Challenge:
Copy out exactly the lines from the one holding "3 and TypeScript." through the one holding "const selected = ref<string>('month')", ends included; omit images.

Available records:
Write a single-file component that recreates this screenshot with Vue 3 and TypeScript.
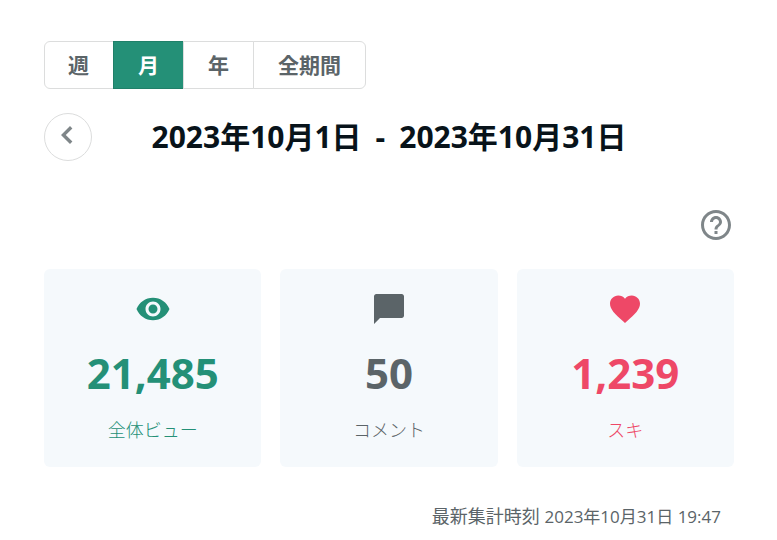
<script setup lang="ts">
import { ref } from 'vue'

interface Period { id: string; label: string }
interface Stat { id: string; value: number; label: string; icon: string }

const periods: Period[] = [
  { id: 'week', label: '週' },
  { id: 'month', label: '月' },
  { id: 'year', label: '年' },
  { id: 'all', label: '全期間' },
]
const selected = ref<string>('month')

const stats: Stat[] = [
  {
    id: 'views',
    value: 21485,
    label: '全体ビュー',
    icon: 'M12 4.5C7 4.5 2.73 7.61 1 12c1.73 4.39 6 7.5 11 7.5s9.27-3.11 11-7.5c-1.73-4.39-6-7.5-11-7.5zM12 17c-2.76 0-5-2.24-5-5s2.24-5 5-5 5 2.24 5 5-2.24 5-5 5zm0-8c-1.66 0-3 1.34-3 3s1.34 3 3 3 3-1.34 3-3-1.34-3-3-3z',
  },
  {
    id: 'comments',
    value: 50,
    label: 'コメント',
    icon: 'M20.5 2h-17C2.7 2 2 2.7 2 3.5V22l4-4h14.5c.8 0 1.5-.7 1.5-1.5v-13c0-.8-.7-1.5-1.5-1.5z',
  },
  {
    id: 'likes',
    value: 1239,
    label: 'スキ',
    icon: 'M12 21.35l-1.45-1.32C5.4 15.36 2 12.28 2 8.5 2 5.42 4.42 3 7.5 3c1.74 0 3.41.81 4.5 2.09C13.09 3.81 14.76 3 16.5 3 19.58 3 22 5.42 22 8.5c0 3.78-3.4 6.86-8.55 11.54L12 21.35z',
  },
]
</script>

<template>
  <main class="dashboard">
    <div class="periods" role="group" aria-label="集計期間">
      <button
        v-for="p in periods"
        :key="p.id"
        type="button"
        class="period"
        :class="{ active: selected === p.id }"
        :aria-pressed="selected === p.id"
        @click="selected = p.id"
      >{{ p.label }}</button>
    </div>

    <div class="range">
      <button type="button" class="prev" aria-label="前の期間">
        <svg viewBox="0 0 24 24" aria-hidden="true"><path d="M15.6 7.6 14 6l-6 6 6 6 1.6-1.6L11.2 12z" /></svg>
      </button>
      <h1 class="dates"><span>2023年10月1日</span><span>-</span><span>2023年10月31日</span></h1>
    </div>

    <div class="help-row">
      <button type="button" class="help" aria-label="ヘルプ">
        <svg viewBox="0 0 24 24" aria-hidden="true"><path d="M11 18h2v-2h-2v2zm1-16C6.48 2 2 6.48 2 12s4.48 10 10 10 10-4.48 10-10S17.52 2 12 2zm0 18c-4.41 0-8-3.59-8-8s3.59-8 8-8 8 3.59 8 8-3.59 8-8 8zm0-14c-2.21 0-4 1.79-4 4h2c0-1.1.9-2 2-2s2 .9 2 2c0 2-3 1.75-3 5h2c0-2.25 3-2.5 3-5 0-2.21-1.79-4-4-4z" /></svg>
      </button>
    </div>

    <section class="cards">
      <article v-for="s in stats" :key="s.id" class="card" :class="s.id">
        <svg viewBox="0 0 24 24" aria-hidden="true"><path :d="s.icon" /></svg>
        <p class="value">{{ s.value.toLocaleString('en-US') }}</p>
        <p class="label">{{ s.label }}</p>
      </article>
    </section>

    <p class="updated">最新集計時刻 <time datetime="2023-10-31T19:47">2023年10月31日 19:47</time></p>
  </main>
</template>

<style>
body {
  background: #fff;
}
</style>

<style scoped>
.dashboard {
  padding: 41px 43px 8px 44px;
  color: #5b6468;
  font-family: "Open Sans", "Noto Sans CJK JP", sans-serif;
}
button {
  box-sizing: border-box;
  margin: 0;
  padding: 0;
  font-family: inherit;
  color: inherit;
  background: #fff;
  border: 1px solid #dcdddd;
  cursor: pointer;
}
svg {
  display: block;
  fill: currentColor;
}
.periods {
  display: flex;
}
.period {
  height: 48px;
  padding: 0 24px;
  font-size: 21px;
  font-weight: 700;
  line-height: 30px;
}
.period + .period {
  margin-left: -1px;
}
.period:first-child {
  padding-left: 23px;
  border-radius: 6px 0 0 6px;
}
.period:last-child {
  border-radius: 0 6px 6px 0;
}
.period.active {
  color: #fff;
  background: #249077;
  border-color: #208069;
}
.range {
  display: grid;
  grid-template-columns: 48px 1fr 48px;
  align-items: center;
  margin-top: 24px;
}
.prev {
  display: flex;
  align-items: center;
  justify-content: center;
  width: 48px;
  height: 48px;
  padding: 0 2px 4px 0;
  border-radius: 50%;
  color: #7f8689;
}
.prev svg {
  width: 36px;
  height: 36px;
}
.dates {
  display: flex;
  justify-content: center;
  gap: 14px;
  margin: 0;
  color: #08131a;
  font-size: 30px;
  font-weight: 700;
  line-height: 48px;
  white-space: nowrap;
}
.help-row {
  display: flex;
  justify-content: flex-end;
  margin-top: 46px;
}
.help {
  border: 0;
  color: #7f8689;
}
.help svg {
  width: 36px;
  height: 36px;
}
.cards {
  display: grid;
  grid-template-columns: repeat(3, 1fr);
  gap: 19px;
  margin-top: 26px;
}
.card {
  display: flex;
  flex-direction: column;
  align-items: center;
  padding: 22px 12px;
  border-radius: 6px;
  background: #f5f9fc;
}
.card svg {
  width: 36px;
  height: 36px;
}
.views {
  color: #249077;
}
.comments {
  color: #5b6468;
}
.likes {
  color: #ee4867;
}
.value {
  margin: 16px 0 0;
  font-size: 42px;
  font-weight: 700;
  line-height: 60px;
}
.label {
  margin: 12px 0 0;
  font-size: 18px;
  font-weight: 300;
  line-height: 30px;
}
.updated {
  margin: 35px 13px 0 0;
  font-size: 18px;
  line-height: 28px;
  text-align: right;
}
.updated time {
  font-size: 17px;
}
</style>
* * *
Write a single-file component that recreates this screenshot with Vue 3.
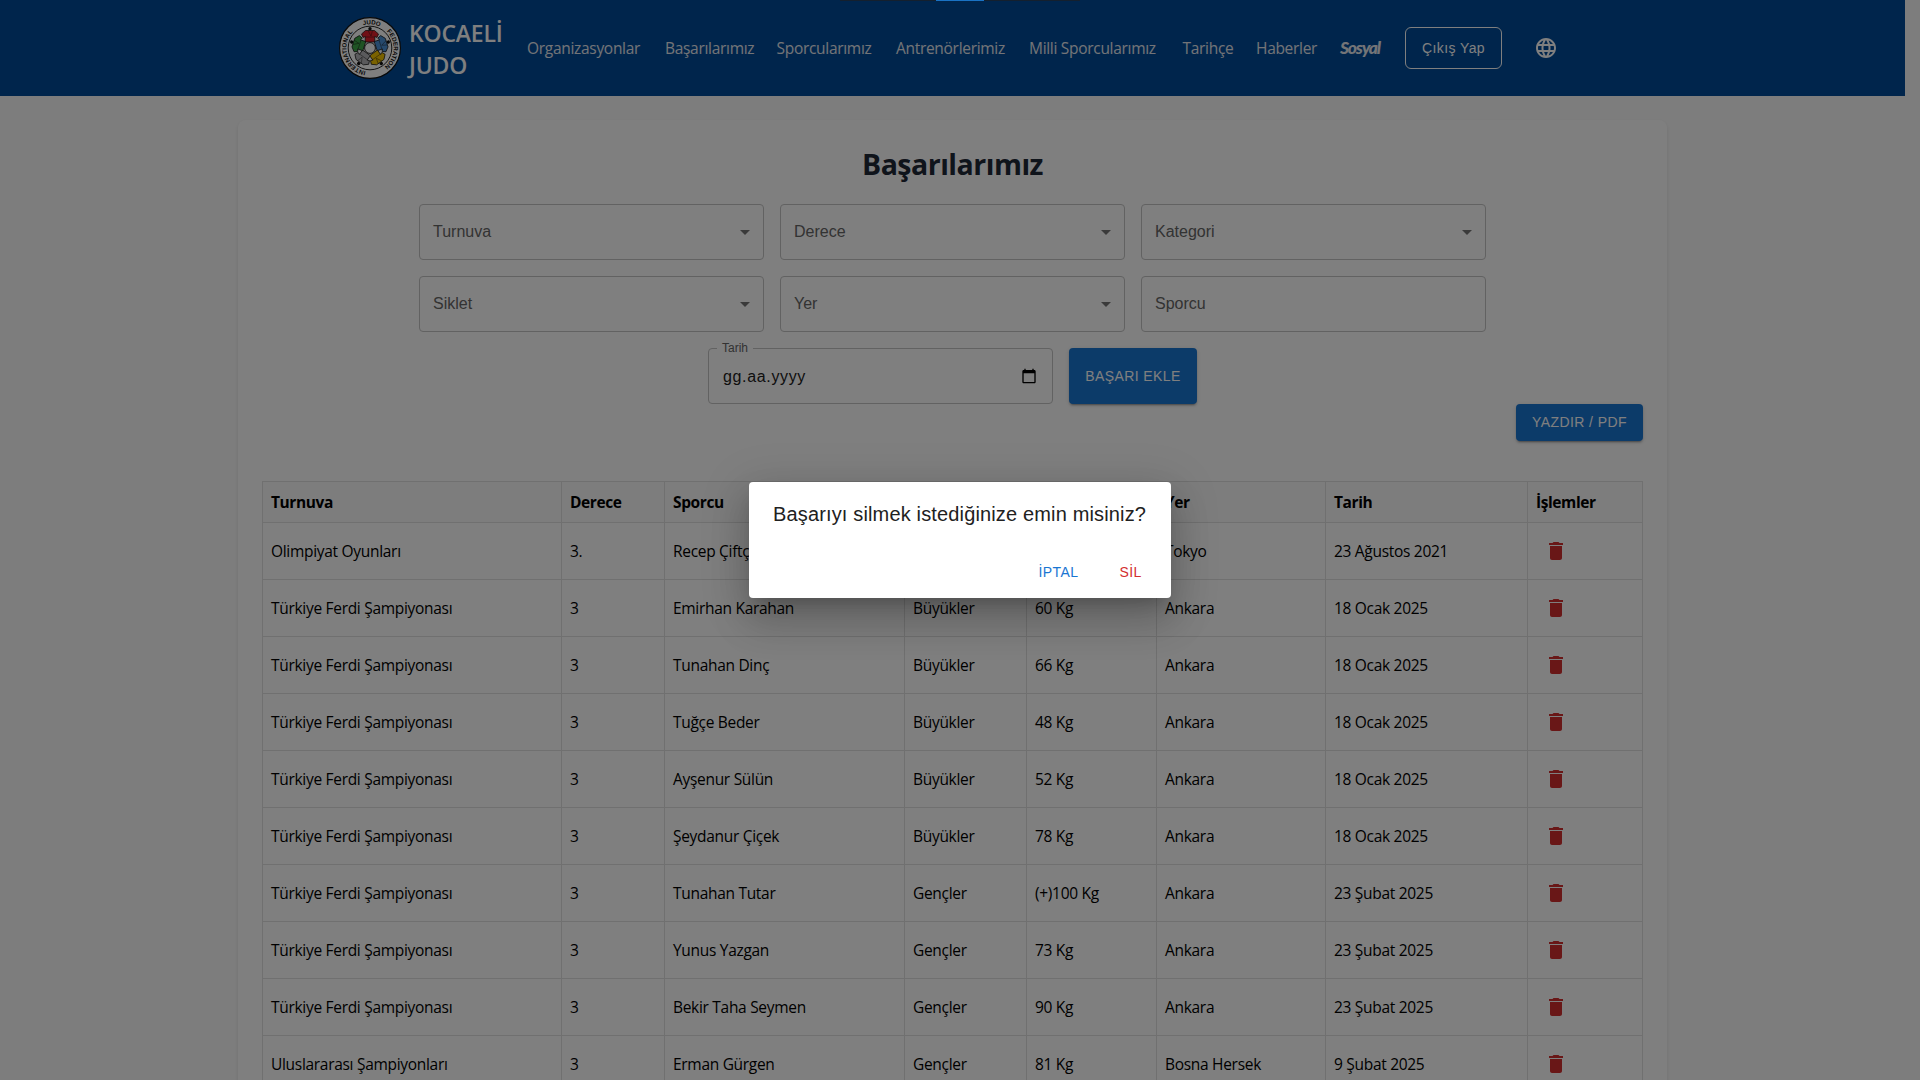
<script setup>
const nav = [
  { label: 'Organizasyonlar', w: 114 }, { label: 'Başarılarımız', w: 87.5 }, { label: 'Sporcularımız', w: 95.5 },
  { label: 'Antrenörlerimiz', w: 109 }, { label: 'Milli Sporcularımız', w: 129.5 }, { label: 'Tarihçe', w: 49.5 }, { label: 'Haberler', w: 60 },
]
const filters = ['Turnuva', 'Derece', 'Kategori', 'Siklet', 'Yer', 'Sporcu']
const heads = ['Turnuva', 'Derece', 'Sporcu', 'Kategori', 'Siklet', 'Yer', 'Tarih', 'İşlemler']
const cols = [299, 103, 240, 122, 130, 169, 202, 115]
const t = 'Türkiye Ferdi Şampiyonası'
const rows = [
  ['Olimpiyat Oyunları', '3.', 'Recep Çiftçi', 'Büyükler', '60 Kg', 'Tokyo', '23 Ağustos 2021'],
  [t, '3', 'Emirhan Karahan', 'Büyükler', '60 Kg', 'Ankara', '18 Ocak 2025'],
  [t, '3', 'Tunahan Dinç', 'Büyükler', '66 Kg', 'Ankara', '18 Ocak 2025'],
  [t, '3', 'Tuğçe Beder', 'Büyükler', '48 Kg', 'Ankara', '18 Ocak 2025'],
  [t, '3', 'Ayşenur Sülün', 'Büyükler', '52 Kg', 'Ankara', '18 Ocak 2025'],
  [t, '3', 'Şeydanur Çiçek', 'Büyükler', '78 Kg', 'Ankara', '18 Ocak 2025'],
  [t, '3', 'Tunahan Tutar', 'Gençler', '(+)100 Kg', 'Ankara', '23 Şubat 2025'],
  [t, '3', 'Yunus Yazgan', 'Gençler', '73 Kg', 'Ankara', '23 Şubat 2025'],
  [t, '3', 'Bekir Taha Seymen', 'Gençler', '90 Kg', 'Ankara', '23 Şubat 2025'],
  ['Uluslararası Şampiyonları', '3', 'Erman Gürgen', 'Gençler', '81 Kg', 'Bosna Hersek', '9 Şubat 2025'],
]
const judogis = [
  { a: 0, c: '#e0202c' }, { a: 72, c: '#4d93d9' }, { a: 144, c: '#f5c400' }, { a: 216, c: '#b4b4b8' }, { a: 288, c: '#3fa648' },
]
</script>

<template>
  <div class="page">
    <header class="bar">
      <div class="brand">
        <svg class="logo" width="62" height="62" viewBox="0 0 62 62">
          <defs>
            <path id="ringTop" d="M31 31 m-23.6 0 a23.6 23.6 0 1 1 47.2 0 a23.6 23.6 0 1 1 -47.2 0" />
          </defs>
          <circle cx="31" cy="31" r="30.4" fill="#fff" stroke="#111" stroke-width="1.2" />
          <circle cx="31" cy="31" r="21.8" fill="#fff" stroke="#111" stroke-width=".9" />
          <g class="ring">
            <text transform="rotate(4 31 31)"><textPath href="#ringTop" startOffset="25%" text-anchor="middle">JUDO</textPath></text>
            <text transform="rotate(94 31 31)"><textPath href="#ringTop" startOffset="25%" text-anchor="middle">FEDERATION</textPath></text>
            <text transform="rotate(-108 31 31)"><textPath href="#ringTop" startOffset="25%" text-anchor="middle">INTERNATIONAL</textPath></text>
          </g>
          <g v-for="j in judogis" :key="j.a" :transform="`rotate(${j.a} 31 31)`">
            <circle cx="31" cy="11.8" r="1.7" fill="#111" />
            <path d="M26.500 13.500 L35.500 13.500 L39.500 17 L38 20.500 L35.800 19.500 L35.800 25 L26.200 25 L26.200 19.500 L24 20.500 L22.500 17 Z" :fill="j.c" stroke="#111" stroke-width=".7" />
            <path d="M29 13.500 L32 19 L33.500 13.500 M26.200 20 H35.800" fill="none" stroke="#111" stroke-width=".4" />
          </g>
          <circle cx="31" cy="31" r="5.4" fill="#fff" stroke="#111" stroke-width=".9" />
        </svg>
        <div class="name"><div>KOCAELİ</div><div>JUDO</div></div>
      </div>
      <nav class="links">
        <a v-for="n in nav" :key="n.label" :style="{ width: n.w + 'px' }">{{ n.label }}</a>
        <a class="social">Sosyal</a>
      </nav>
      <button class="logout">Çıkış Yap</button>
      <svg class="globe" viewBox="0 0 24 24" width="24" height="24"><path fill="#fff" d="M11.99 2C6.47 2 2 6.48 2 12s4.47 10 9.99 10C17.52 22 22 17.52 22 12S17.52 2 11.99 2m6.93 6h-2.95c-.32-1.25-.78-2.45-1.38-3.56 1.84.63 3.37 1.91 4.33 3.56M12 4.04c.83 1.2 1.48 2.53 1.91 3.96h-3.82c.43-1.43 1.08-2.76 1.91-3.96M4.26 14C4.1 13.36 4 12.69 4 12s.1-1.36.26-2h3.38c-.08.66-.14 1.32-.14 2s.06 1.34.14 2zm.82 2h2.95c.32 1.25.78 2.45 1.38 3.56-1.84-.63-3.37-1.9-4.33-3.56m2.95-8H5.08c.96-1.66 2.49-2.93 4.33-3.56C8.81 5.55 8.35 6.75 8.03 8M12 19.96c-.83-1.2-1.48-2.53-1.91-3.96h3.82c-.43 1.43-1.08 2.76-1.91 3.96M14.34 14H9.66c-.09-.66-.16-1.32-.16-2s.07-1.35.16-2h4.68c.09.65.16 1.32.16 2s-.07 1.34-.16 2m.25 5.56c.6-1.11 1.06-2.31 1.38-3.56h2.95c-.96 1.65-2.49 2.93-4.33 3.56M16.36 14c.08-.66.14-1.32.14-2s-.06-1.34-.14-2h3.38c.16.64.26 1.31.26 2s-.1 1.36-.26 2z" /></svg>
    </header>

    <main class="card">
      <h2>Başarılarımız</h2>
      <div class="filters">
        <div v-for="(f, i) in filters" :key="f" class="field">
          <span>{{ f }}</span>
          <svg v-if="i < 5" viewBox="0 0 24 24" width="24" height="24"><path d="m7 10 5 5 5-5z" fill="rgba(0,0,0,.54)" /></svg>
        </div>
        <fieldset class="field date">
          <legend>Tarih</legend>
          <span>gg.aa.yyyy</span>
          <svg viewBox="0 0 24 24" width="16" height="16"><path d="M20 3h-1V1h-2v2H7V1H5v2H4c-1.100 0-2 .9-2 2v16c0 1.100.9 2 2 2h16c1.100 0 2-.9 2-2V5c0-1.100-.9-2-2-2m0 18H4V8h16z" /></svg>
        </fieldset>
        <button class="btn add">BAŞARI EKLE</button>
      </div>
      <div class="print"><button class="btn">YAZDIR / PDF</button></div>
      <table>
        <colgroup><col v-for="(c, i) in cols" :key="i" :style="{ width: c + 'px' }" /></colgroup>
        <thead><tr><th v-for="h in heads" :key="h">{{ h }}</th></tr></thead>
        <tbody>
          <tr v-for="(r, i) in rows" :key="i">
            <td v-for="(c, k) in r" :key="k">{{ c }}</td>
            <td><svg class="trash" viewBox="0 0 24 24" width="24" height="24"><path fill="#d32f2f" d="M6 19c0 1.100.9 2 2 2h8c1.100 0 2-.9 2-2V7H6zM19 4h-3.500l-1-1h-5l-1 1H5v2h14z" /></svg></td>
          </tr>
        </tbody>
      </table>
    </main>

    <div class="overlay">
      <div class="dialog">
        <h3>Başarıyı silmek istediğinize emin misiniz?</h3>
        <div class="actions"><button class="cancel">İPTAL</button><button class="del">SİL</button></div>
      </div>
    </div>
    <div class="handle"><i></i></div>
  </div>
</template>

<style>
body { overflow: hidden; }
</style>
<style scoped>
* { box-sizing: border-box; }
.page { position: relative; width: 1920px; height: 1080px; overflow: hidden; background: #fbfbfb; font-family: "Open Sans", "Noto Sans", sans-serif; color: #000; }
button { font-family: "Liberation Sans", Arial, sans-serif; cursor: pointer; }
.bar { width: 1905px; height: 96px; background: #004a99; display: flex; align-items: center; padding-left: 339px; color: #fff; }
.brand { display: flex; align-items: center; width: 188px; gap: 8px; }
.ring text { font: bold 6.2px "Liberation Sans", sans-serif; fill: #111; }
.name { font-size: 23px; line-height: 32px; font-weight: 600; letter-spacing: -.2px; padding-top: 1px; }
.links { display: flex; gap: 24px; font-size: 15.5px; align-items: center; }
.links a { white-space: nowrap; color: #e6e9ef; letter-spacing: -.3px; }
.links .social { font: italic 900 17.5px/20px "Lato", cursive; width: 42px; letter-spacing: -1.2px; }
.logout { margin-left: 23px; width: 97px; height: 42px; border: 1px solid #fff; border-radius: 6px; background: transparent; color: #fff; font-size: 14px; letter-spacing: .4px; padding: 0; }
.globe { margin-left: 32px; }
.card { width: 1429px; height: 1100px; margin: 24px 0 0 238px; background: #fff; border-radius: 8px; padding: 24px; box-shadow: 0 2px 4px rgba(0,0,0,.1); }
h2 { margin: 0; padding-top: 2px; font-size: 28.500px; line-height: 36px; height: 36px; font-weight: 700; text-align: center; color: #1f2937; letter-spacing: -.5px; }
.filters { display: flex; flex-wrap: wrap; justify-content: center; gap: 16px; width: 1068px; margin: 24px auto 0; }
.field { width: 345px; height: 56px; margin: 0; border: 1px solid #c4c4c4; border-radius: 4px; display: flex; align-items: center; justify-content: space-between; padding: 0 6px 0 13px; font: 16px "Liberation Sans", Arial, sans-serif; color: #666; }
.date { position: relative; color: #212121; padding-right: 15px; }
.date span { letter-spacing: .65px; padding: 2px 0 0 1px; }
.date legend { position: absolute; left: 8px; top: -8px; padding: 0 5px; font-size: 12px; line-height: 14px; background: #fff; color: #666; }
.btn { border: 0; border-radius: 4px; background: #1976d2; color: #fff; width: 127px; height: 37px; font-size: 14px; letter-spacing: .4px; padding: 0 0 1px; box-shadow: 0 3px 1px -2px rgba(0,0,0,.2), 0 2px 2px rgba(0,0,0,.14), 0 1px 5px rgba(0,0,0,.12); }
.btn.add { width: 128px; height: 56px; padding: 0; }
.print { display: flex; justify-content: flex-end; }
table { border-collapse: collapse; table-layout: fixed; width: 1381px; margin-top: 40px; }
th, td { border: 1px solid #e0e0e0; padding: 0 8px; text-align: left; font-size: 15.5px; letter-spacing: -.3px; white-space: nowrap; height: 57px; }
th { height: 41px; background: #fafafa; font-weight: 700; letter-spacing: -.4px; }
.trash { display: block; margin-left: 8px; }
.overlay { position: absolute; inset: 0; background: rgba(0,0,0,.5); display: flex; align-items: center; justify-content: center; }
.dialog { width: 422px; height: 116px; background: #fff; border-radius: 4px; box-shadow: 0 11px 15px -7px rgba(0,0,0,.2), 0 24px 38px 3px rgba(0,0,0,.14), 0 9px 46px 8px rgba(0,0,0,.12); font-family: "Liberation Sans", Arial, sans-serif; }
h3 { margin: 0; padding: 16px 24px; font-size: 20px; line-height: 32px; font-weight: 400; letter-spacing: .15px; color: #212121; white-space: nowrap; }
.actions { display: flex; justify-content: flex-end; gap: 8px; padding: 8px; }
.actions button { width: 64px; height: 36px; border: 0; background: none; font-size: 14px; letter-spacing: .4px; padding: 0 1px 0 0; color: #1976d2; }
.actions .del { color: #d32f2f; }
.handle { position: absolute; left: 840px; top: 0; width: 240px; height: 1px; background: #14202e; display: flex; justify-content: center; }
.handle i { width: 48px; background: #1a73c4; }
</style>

Answer in full:
Write a single-file component that recreates this screenshot with Vue 3 and TypeScript.
<script setup lang="ts">
import { ref } from 'vue'

interface Period { id: string; label: string }
interface Stat { id: string; value: number; label: string; icon: string }

const periods: Period[] = [
  { id: 'week', label: '週' },
  { id: 'month', label: '月' },
  { id: 'year', label: '年' },
  { id: 'all', label: '全期間' },
]
const selected = ref<string>('month')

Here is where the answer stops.